Physical characteristics
- • location: South Mountain in Forkston Township, Wyoming County, Pennsylvania
- • elevation: 2,043 feet (623 m)
- • location: Mehoopany Creek in Forkston Township, Wyoming County, Pennsylvania at Kasson Brook
- • coordinates: 41°28′36″N 76°08′25″W﻿ / ﻿41.4766°N 76.1404°W
- • elevation: 997 feet (304 m)
- Length: 2.7 mi (4.3 km)
- Basin size: 4.53 mi^{2} (11.7 km^{2})

Basin features
- Progression: Mehoopany Creek → Susquehanna River → Chesapeake Bay

= Kasson Brook =

River in Pennsylvania, United States

Kasson Brook (also known as Cassan Brook) is a tributary of Mehoopany Creek in Wyoming County, Pennsylvania, in the United States. It is approximately 2.7 mi long and flows through Forkston Township. The watershed of the stream has an area of 4.53 sqmi. The stream is not designated as an impaired waterbody and is classified as a High-Quality Coldwater Fishery. It is one of several streams to cut through South Mountain.

==Course==
Kasson Brook begins on South Mountain in Forkston Township. It flows north-northwest for several tenths of a mile, entering a deep valley. The stream then turns west for a few tenths of a mile before turning north-northwest for more than a mile. It then exits its valley, crosses Windy Valley Road, and reaches its confluence with Mehoopany Creek.

Kasson Brook joins Mehoopany Creek 10.78 mi upstream of its mouth.

==Geography and geology==
The elevation near the mouth of Kasson Brook is 997 ft above sea level. The elevation near the stream's source is 2043 ft above sea level.

Kasson Brook is one of five large brooks to divide a large, flat-topped mountain along Mehoopany Creek. Coal smut was also reported at a site at the stream's headwaters in the late 1800s.

Since 2000, a streambank stabilization project has been done on Kasson Brook. Some stream redirection has been done in the vicinity of Kasson Brook's confluence with Mehoopany Creek. This has been controversial among locals, who say that the geographical alterations cause flooding on their property.

==Hydrology and watershed==
The watershed of Kasson Brook has an area of 4.53 sqmi. The mouth of the stream is in the United States Geological Survey quadrangle of Dutch Mountain. However, its source is in the quadrangle of Noxen.
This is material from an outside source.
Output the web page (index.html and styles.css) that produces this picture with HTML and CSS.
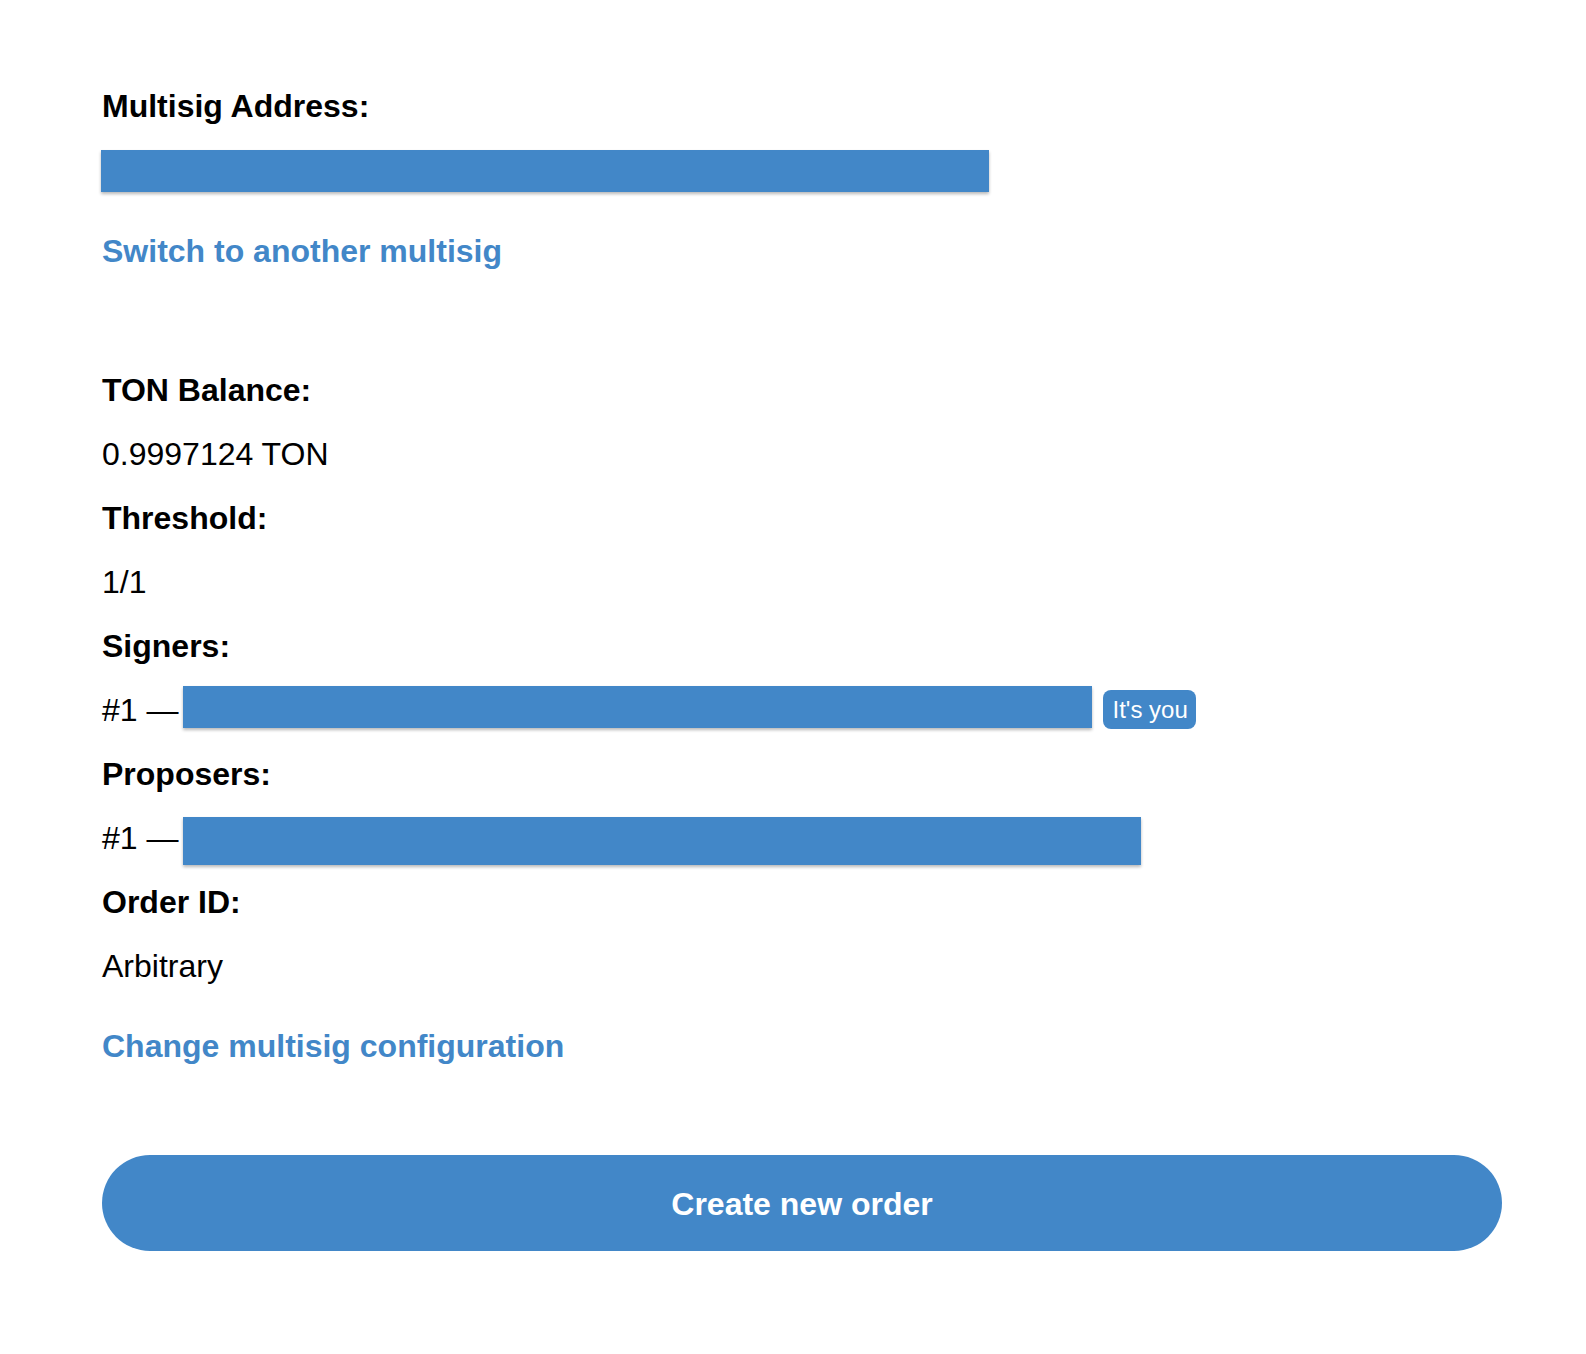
FILE: index.html
```html
<!DOCTYPE html>
<html lang="en">
<head>
<meta charset="utf-8">
<title>Multisig</title>
<link rel="stylesheet" href="styles.css">
</head>
<body>
<main class="page">
  <section class="address-block">
    <div class="label">Multisig Address:</div>
    <div class="redact redact-address"></div>
    <a class="link link-switch" href="#">Switch to another multisig</a>
  </section>

  <section class="info">
    <div class="label">TON Balance:</div>
    <div class="value">0.9997124 TON</div>
    <div class="label">Threshold:</div>
    <div class="value">1/1</div>
    <div class="label">Signers:</div>
    <div class="value row">
      <span class="num">#1 —</span>
      <span class="redact redact-signer"></span>
      <span class="badge">It's you</span>
    </div>
    <div class="label">Proposers:</div>
    <div class="value row">
      <span class="num">#1 —</span>
      <span class="redact redact-proposer"></span>
    </div>
    <div class="label">Order ID:</div>
    <div class="value">Arbitrary</div>
    <a class="link link-config" href="#">Change multisig configuration</a>
  </section>

  <button class="primary" type="button">Create new order</button>
</main>
</body>
</html>
```

FILE: styles.css
```css
* { box-sizing: border-box; }

html, body {
  margin: 0;
  padding: 0;
  background: #ffffff;
}

body {
  font-family: "Liberation Sans", Arial, Helvetica, sans-serif;
  font-size: 32px;
  color: #000000;
}

.page {
  width: 1503px;
  padding: 74px 0 100px 102px;
  display: flex;
  flex-direction: column;
  align-items: flex-start;
}

.label {
  font-weight: 700;
  line-height: 64px;
  height: 64px;
}

.value {
  line-height: 64px;
  height: 64px;
}

.address-block {
  display: flex;
  flex-direction: column;
  align-items: flex-start;
}

.redact {
  display: block;
  background: #4287c8;
  box-shadow: 0 2px 3px rgba(0, 0, 0, 0.28);
}

.redact-address {
  width: 888px;
  height: 42px;
  margin-top: 12px;
  margin-left: -1px;
}

.link {
  display: block;
  color: #4287c8;
  font-weight: 700;
  text-decoration: none;
  line-height: 64px;
  height: 64px;
}

.link-switch {
  margin-top: 27px;
}

.info {
  margin-top: 75px;
  display: flex;
  flex-direction: column;
  align-items: flex-start;
}

.row {
  display: flex;
  align-items: center;
}

.num {
  white-space: nowrap;
}

.redact-signer {
  width: 909px;
  height: 42px;
  margin-left: 5px;
  margin-bottom: 6px;
}

.redact-proposer {
  width: 958px;
  height: 48px;
  margin-left: 5px;
  margin-top: 6px;
}

.badge {
  margin-left: 11px;
  margin-bottom: 2px;
  background: #4287c8;
  color: #ffffff;
  font-size: 24px;
  line-height: 31px;
  padding: 4px 8px 4px 9px;
  border-radius: 8px;
  white-space: nowrap;
}

.link-config {
  margin-top: 16px;
}

.primary {
  margin-top: 77px;
  width: 1400px;
  height: 96px;
  border: none;
  border-radius: 48px;
  background: #4287c8;
  color: #ffffff;
  font-family: "Liberation Sans", Arial, Helvetica, sans-serif;
  font-size: 32px;
  font-weight: 700;
  padding: 2px 0 0;
  cursor: pointer;
}
```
The stream joins Mehoopany Creek at the village of Kasson Brook.

Kasson Brook is not designated as an impaired waterbody.

==History and recreation==
Kasson Brook was entered into the Geographic Names Information System on August 2, 1979. Its identifier in the Geographic Names Information System is 1198961. The stream is also known as Cassan Brook.

At one point, the Civilian Conservation Corp had a camp on Kasson Brook. A concrete tee beam bridge carrying State Route 3001 over Kasson Brook was built in Forkston Township in 1953. It is 36.1 ft long and is used by an average of 153 vehicles per day. In March 2016, the Pennsylvania Department of Environmental Protection collected samples from the stream in response to a request to re-evaluate these streams, as the streams in the Mehoopany Creek watershed had not been assessed in several years.

Pennsylvania State Game Lands are in the vicinity of Kasson Brook. The stream was given its designation as a wild trout stream in 2013. This designation does not affect the way the stream is managed.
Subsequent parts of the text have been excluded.